[Data rows]
#####

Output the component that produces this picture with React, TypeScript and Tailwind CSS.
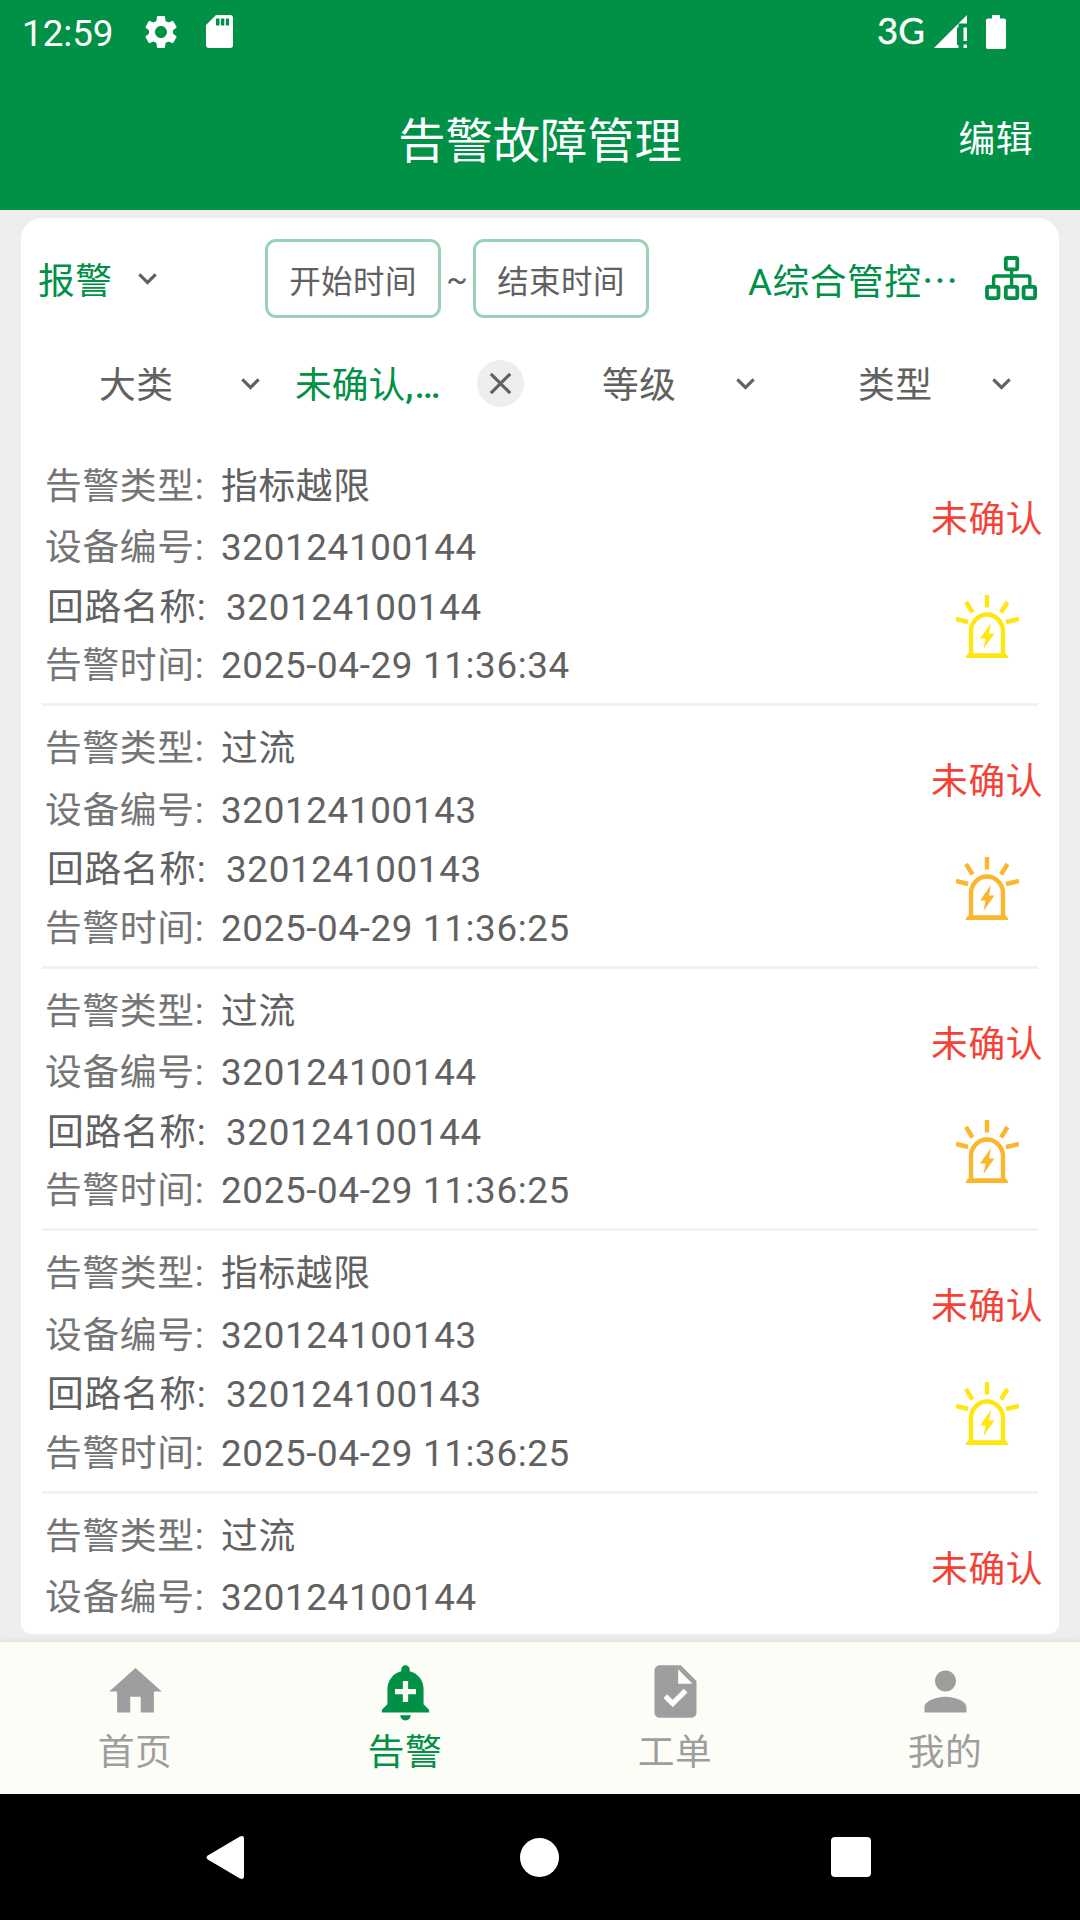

#####

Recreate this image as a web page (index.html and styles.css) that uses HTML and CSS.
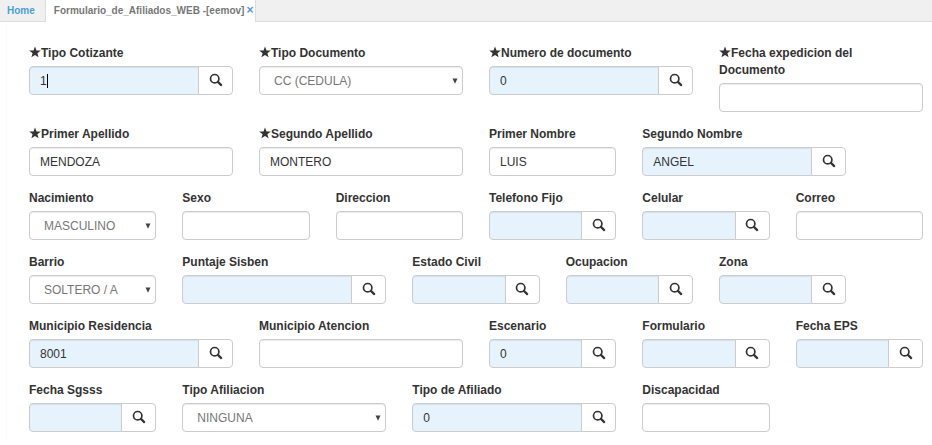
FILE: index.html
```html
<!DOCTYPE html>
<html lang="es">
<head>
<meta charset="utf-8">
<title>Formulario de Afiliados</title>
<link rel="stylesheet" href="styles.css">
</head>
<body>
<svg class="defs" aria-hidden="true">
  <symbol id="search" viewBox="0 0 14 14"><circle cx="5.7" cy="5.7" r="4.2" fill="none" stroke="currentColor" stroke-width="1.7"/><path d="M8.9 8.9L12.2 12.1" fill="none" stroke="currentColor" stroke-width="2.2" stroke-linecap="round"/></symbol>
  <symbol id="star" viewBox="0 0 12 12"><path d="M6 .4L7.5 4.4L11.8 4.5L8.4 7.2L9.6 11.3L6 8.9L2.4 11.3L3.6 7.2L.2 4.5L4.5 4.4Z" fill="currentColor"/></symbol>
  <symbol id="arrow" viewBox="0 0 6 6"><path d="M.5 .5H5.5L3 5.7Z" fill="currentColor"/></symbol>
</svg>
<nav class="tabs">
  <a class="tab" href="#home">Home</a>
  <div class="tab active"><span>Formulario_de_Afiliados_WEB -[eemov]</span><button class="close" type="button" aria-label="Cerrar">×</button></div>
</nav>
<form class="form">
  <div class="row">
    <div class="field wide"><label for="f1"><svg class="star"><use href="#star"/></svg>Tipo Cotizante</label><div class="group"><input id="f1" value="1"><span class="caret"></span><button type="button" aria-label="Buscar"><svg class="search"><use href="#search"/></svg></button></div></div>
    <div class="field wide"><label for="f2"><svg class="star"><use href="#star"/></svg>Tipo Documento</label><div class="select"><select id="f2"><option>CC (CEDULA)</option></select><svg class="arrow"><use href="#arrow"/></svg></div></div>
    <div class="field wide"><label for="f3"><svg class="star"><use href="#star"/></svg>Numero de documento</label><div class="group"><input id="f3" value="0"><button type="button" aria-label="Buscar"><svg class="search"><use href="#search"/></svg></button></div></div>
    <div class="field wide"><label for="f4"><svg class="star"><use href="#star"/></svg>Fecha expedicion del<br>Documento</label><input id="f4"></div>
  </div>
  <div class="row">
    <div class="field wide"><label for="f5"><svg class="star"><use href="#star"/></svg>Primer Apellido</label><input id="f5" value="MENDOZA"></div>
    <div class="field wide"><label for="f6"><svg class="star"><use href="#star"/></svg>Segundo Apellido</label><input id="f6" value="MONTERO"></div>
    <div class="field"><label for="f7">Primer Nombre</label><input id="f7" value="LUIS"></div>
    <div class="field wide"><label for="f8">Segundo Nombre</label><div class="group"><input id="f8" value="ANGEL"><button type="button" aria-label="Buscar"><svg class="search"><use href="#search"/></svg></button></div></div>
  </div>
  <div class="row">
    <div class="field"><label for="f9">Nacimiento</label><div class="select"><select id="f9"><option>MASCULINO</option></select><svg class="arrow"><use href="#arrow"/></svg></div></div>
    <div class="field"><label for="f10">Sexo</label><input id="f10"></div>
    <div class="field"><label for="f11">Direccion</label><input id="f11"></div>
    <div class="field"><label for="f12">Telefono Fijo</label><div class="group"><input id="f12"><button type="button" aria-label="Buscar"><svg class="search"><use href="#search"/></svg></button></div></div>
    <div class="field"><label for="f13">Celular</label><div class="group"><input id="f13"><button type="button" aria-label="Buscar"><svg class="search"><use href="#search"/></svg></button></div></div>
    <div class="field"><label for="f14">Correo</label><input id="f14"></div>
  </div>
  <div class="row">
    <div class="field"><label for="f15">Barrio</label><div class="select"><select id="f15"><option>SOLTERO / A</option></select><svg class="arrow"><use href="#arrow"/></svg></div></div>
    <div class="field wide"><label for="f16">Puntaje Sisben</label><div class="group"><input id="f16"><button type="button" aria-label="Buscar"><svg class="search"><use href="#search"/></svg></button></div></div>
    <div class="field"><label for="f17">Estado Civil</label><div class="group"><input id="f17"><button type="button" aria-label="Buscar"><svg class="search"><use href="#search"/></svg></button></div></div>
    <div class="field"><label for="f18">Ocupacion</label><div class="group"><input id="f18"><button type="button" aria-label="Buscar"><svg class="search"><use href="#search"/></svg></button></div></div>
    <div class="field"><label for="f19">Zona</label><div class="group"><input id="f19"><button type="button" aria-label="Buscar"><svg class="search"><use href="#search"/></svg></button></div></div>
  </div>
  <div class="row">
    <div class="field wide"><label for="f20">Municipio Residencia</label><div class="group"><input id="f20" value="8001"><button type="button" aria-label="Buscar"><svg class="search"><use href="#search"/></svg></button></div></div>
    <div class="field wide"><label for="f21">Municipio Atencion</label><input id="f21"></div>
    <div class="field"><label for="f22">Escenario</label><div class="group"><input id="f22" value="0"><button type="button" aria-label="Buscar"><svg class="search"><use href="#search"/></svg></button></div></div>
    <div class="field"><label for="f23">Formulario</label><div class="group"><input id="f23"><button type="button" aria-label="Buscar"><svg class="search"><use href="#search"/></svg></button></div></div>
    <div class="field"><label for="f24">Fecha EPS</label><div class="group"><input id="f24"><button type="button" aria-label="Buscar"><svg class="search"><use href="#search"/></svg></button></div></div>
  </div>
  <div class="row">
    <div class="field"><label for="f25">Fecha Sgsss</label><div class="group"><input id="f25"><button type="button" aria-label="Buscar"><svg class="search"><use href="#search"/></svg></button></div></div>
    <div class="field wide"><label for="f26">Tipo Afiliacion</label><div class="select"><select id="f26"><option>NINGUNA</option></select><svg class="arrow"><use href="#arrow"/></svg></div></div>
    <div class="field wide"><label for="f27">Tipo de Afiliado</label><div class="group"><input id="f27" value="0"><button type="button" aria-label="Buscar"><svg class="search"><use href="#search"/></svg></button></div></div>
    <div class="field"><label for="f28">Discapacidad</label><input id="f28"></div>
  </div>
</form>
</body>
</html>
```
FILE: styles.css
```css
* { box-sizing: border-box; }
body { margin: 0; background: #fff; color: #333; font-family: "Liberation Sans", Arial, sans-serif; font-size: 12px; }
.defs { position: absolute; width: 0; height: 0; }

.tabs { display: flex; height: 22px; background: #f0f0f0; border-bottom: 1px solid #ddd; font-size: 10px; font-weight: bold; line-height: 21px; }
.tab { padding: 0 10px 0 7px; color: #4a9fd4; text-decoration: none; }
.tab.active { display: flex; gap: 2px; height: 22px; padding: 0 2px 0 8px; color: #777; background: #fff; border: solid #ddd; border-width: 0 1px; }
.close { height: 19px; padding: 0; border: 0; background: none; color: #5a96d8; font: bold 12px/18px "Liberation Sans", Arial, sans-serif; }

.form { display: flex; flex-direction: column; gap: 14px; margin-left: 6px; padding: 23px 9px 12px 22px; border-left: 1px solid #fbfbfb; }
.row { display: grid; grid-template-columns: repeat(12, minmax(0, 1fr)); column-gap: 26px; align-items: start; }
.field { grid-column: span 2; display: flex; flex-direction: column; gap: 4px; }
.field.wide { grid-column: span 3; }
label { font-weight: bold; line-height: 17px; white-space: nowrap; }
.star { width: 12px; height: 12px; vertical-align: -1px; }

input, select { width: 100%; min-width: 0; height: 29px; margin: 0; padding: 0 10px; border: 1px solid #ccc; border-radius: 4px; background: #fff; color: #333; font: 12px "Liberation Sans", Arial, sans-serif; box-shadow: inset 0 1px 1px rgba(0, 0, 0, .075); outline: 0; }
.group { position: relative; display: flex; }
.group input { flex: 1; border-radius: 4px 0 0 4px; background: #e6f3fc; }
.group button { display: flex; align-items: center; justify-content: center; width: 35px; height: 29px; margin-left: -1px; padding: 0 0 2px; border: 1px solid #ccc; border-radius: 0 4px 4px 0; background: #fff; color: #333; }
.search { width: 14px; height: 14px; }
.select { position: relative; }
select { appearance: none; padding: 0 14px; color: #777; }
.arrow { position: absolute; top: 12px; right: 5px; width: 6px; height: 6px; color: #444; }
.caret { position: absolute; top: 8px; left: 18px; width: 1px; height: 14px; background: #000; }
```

#####

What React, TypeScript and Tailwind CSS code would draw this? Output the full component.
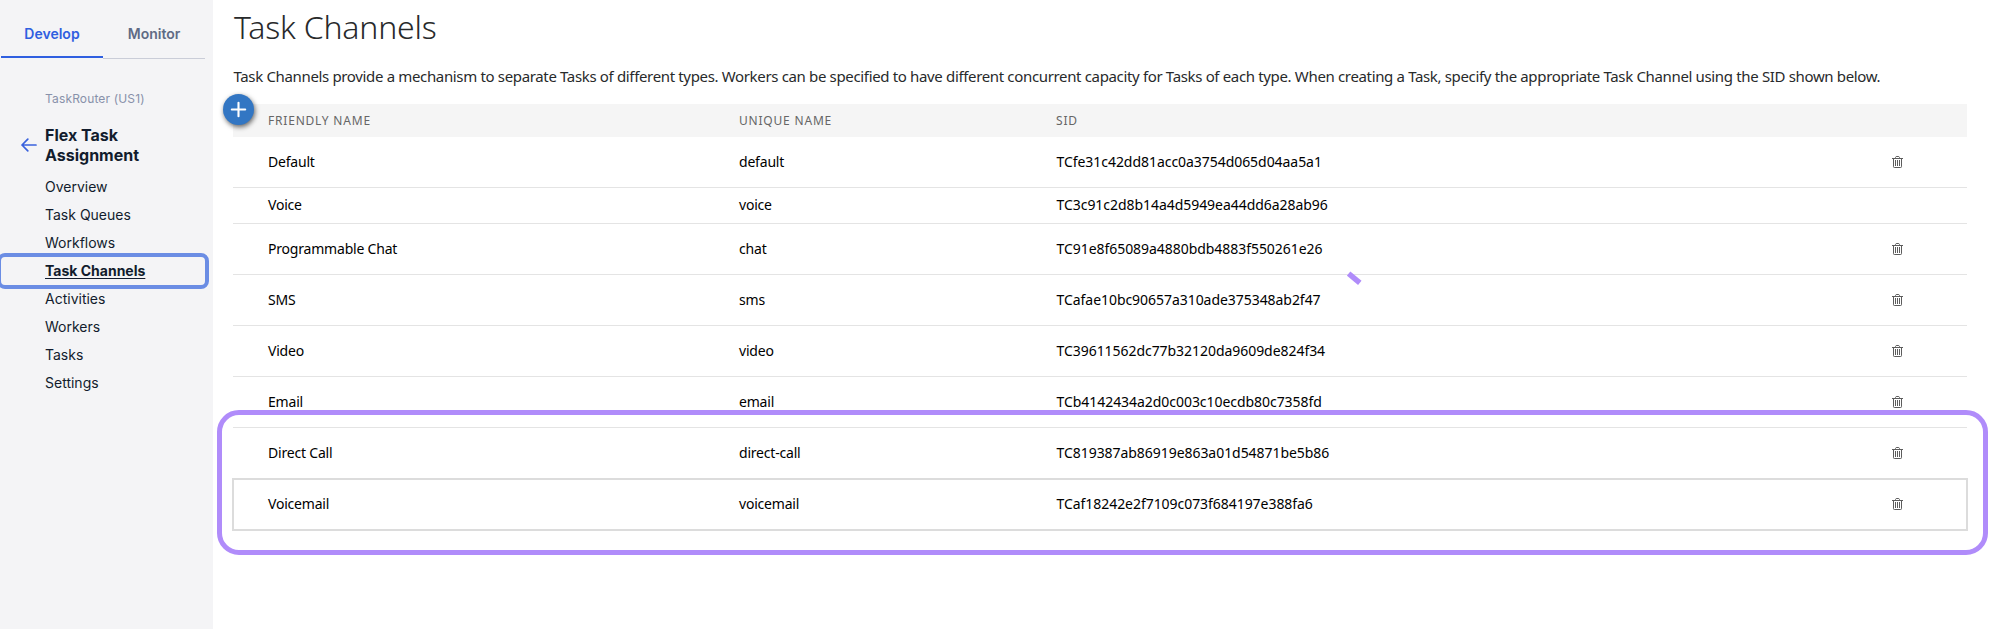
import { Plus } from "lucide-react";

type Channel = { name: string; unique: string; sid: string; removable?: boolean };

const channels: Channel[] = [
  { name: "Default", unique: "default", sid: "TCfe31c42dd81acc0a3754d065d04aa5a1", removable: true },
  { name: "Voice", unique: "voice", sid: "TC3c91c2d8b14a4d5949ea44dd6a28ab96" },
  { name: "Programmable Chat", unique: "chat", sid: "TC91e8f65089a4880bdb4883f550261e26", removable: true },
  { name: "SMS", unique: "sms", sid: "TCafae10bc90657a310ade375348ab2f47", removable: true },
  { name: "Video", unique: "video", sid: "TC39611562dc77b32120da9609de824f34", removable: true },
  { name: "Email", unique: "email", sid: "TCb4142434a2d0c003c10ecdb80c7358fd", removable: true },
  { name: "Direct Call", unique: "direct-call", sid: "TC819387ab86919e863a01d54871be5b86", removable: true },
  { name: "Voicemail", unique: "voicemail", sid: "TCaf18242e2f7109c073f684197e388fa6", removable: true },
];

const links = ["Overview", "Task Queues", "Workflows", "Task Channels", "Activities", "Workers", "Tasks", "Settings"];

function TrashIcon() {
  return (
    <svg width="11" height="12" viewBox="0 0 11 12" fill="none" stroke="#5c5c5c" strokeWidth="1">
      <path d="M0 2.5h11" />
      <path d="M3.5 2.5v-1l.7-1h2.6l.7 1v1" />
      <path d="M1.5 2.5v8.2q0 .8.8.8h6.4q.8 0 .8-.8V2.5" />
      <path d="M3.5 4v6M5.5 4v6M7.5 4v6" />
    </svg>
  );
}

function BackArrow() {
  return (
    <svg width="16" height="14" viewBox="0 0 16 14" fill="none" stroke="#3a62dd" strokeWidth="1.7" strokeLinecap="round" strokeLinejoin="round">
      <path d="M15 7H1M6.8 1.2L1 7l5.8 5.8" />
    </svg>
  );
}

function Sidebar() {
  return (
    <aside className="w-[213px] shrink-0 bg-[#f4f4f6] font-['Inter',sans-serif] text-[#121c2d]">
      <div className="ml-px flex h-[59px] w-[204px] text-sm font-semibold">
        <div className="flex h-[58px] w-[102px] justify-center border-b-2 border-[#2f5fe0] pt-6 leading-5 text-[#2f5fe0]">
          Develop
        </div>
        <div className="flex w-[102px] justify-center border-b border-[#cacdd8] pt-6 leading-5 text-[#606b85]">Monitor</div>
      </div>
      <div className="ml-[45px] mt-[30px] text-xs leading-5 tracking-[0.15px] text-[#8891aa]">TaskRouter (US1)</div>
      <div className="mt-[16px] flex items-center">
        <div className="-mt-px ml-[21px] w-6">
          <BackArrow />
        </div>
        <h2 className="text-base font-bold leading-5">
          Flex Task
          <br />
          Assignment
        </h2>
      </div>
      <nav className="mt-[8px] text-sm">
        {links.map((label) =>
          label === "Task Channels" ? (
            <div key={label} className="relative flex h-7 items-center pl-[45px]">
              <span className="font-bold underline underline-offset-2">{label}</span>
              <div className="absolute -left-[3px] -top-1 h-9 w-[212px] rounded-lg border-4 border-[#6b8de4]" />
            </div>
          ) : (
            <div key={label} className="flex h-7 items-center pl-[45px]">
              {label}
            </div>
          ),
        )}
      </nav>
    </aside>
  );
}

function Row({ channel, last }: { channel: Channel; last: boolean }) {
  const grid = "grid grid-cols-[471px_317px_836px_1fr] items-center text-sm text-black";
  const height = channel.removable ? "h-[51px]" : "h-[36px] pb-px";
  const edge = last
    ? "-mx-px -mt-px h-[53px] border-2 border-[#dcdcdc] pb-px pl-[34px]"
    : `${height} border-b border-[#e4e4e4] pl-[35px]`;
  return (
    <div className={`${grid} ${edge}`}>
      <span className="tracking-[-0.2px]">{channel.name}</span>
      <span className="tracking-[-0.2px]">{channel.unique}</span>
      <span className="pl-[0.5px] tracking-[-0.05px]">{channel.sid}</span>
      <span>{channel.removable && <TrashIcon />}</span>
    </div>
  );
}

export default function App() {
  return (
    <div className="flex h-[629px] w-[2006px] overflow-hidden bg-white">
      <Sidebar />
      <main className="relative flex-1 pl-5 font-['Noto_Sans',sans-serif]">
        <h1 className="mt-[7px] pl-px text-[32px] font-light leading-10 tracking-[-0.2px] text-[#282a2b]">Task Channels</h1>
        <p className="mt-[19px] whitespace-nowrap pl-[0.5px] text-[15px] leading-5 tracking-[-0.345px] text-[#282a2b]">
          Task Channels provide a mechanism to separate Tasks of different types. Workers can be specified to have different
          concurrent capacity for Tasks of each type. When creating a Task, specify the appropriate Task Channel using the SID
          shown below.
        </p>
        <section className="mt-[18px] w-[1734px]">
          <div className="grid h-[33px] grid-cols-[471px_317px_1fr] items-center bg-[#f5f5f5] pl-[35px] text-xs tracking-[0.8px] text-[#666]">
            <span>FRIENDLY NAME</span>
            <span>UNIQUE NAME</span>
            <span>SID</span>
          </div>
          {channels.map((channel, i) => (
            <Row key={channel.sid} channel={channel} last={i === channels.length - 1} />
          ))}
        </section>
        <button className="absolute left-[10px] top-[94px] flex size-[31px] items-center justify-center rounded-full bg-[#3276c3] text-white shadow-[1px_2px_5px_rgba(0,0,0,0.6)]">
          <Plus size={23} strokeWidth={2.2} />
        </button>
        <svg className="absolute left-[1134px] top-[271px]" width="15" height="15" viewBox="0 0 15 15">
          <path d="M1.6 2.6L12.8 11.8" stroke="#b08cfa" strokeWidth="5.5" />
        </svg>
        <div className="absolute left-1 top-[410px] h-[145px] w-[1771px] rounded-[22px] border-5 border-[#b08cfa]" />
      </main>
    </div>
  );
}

#####

[What the task requires] Would you restate, exactly and with no pictures, the lines of the entries above from the one containing "What React, TypeScript" through the one containing "string; unique: string;"?

[Exercise answer]
What React, TypeScript and Tailwind CSS code would draw this? Output the full component.
import { Plus } from "lucide-react";

type Channel = { name: string; unique: string; sid: string; removable?: boolean };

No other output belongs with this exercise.